Dissertation Defense: Kate Steir
Candidate: Kate Steir
Major: History
Advisor: Alison F. Games, Ph.D.
Title: Provisions of Power: Food and Scarcity in Jamaica 1730-1790
Concerns about food scarcity are a consistent theme in many of the records from eighteenth century Jamaica. During moments of crises seemingly unrelated to food and provisioning these concerns became even more prominent in the sources. Each human being needs food to survive, and yet their choices about what kinds of food are tasty and appropriate are both individual and reflective of cultural and societal norms. In eighteenth-century Jamaica residents of the island, free and enslaved, made choices about what kinds of food they would consume and under what circumstances. Frequently these choices led to a scarcity or perceived scarcity of food.
These experiences of scarcity provide a common lens for understanding how people of different legal statuses reacted to the crises they encountered. Exploring what different groups of people chose to eat provides a new understanding of different approaches to military strategy during violent conflicts, as well as a means of contextualizing the responses that different residents of Jamaica had to natural disasters. The need for everyone to access food existed alongside planters’ economic choices to prioritize export crops over provisions. This tension between profit and survival allowed for food to become a tool of negotiation around which different Jamaican communities communicated. All these attributes make food scarcity a vital means of interpreting events on an island that was the economic hub of the growing eighteenth-century Atlantic world. This dissertation will therefore focus on three case studies, examining three different kinds of crises to see what impact these events had on how people fed themselves, as well as considering what choices they made when they were not faced to an acute local crisis.

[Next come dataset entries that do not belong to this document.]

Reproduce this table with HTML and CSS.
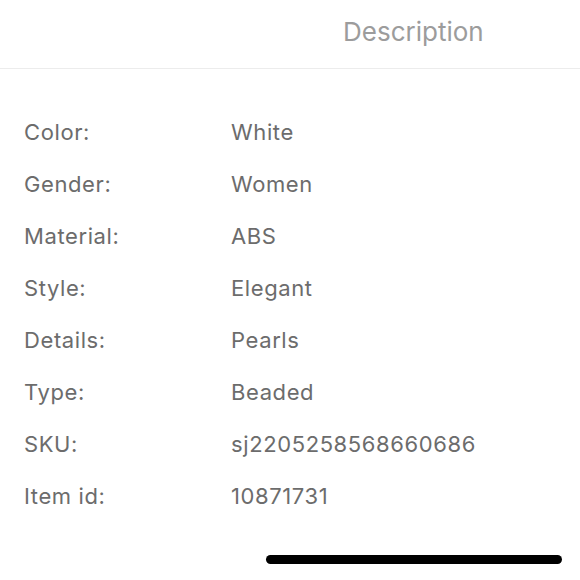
FILE: index.html
```html
<!DOCTYPE html>
<html>
<head>
<meta charset="utf-8">
<link rel="stylesheet" href="styles.css">
</head>
<body>
<div class="screen">
  <div class="header"><span class="title">Description</span></div>
  <div class="specs">
    <div class="row"><span class="label">Color:</span><span class="value">White</span></div>
    <div class="row"><span class="label">Gender:</span><span class="value">Women</span></div>
    <div class="row"><span class="label">Material:</span><span class="value">ABS</span></div>
    <div class="row"><span class="label">Style:</span><span class="value">Elegant</span></div>
    <div class="row"><span class="label">Details:</span><span class="value">Pearls</span></div>
    <div class="row"><span class="label">Type:</span><span class="value">Beaded</span></div>
    <div class="row"><span class="label">SKU:</span><span class="value">sj2205258568660686</span></div>
    <div class="row"><span class="label">Item id:</span><span class="value">10871731</span></div>
  </div>
  <div class="home-bar"><div class="indicator"></div></div>
</div>
</body>
</html>
```
FILE: styles.css
```css
html, body {
  margin: 0;
  padding: 0;
  background: #fff;
}
.screen {
  width: 580px;
  height: 580px;
  overflow: hidden;
  font-family: Inter, "Liberation Sans", Arial, sans-serif;
  display: flex;
  flex-direction: column;
}
.header {
  height: 68px;
  border-bottom: 1px solid #ececec;
  box-sizing: content-box;
  display: flex;
  align-items: center;
  padding-left: 343px;
}
.title {
  font-size: 26px;
  color: #9c9c9c;
  margin-top: -6px;
}
.specs {
  display: flex;
  flex-direction: column;
  padding-top: 50px;
}
.row {
  display: flex;
  height: 52px;
  align-items: flex-start;
  font-size: 22px;
  letter-spacing: 0.6px;
  color: #6c6c6c;
  line-height: 26px;
}
.label {
  width: 207px;
  padding-left: 24px;
}
.home-bar {
  margin-top: auto;
  height: 25px;
  display: flex;
  padding-left: 266px;
}
.indicator {
  width: 296px;
  height: 9px;
  background: #000;
  border-radius: 5px;
}
```
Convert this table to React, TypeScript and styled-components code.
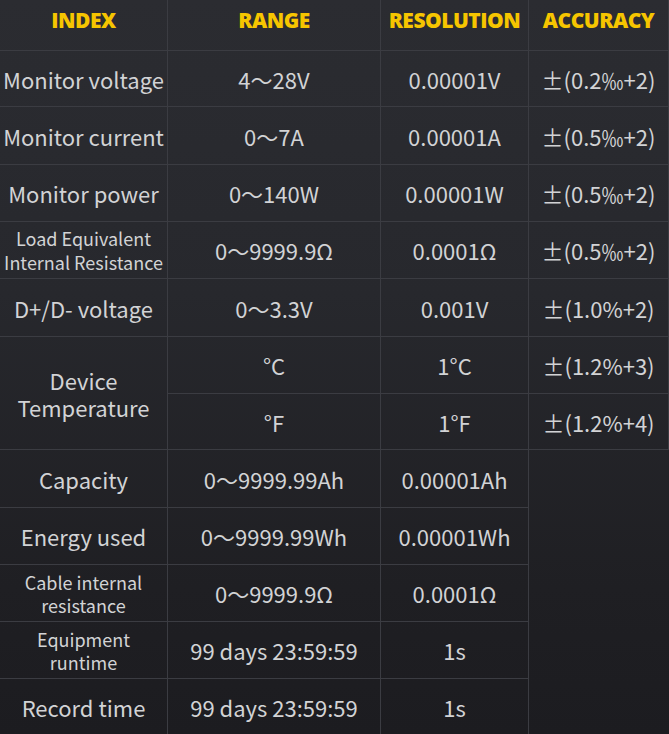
import React from "react";
import styled, { createGlobalStyle } from "styled-components";

const Global = createGlobalStyle`
  html, body { margin: 0; padding: 0; background: #1d1d21; }
  #root { width: 669px; height: 734px; }
`;

const Table = styled.div`
  width: 669px;
  height: 734px;
  display: grid;
  grid-template-columns: 168px 213px 148px 140px;
  grid-template-rows: 51px 56px 58px 57px 57px 58px 57px 56px 58px 57px 57px 57px 55px;
  background: linear-gradient(180deg, #2b2c31 0%, #27282d 40%, #1f1f23 80%, #1c1c20 100%);
  font-family: "Noto Sans CJK SC", "Noto Sans", sans-serif;
  color: #d2d3d5;
  overflow: hidden;
`;

const Cell = styled.div<{ $size?: number; $lh?: number; $noBottom?: boolean; $span?: number }>`
  display: flex;
  align-items: center;
  justify-content: center;
  text-align: center;
  box-sizing: border-box;
  border-right: 1px solid #3b3c42;
  border-bottom: ${(p) => (p.$noBottom ? "none" : "1px solid #3b3c42")};
  font-size: ${(p) => p.$size ?? 22}px;
  line-height: ${(p) => p.$lh ?? 1.2};
  ${(p) => (p.$span ? `grid-row: span ${p.$span};` : "")}
  padding-top: 1px;
`;

const Head = styled(Cell)`
  font-family: "Open Sans", sans-serif;
  font-weight: 800;
  font-size: 21px;
  color: #f6c500;
  letter-spacing: -0.5px;
  padding-top: 0;
  padding-bottom: 8px;
`;

const Empty = styled.div<{ $span: number }>`
  grid-row: span ${(p) => p.$span};
`;

type Row = { name: string; small?: boolean; range: string; res: string; acc?: string };

const rows: Row[] = [
  { name: "Monitor voltage", range: "4～28V", res: "0.00001V", acc: "±(0.2‰+2)" },
  { name: "Monitor current", range: "0～7A", res: "0.00001A", acc: "±(0.5‰+2)" },
  { name: "Monitor power", range: "0～140W", res: "0.00001W", acc: "±(0.5‰+2)" },
  { name: "Load Equivalent\nInternal Resistance", small: true, range: "0～9999.9Ω", res: "0.0001Ω", acc: "±(0.5‰+2)" },
  { name: "D+/D- voltage", range: "0～3.3V", res: "0.001V", acc: "±(1.0%+2)" },
];

const rows2: Row[] = [
  { name: "Capacity", range: "0～9999.99Ah", res: "0.00001Ah" },
  { name: "Energy used", range: "0～9999.99Wh", res: "0.00001Wh" },
  { name: "Cable internal\nresistance", small: true, range: "0～9999.9Ω", res: "0.0001Ω" },
  { name: "Equipment\nruntime", small: true, range: "99 days 23:59:59", res: "1s" },
  { name: "Record time", range: "99 days 23:59:59", res: "1s" },
];

const Lines = ({ text }: { text: string }) => (
  <span>
    {text.split("\n").map((t, i) => (
      <React.Fragment key={i}>
        {i > 0 && <br />}
        {t}
      </React.Fragment>
    ))}
  </span>
);

export default function App() {
  return (
    <>
      <Global />
      <Table>
        <Head>INDEX</Head>
        <Head>RANGE</Head>
        <Head>RESOLUTION</Head>
        <Head>ACCURACY</Head>
        {rows.map((r) => (
          <React.Fragment key={r.name}>
            <Cell $size={r.small ? 18 : 22} $lh={r.small ? 1.32 : 1.2}>
              <Lines text={r.name} />
            </Cell>
            <Cell>{r.range}</Cell>
            <Cell>{r.res}</Cell>
            <Cell>{r.acc}</Cell>
          </React.Fragment>
        ))}
        <Cell $span={2} $lh={1.22}>
          <Lines text={"Device\nTemperature"} />
        </Cell>
        <Cell>°C</Cell>
        <Cell>1°C</Cell>
        <Cell>±(1.2%+3)</Cell>
        <Cell>°F</Cell>
        <Cell>1°F</Cell>
        <Cell>±(1.2%+4)</Cell>
        {rows2.map((r, i) => (
          <React.Fragment key={r.name}>
            <Cell $size={r.small ? 18 : 22} $lh={r.small ? 1.25 : 1.2} $noBottom={i === rows2.length - 1}>
              <Lines text={r.name} />
            </Cell>
            <Cell $noBottom={i === rows2.length - 1}>{r.range}</Cell>
            <Cell $noBottom={i === rows2.length - 1}>{r.res}</Cell>
            {i === 0 && <Empty $span={5} />}
          </React.Fragment>
        ))}
      </Table>
    </>
  );
}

Eighteenth-century Jamaica was a difficult place to survive in. Yet, those who did survive the brutal labor system, punishing disease environment, and frequent natural disasters participated in an exchange of sugar, wealth, and human beings that changed life for people across the globe. Understanding how these participants procured the food necessary for survival, and crucially, the barriers they created to doing so provides an unparalleled view of the cultural and social limits of the Jamaican imagination.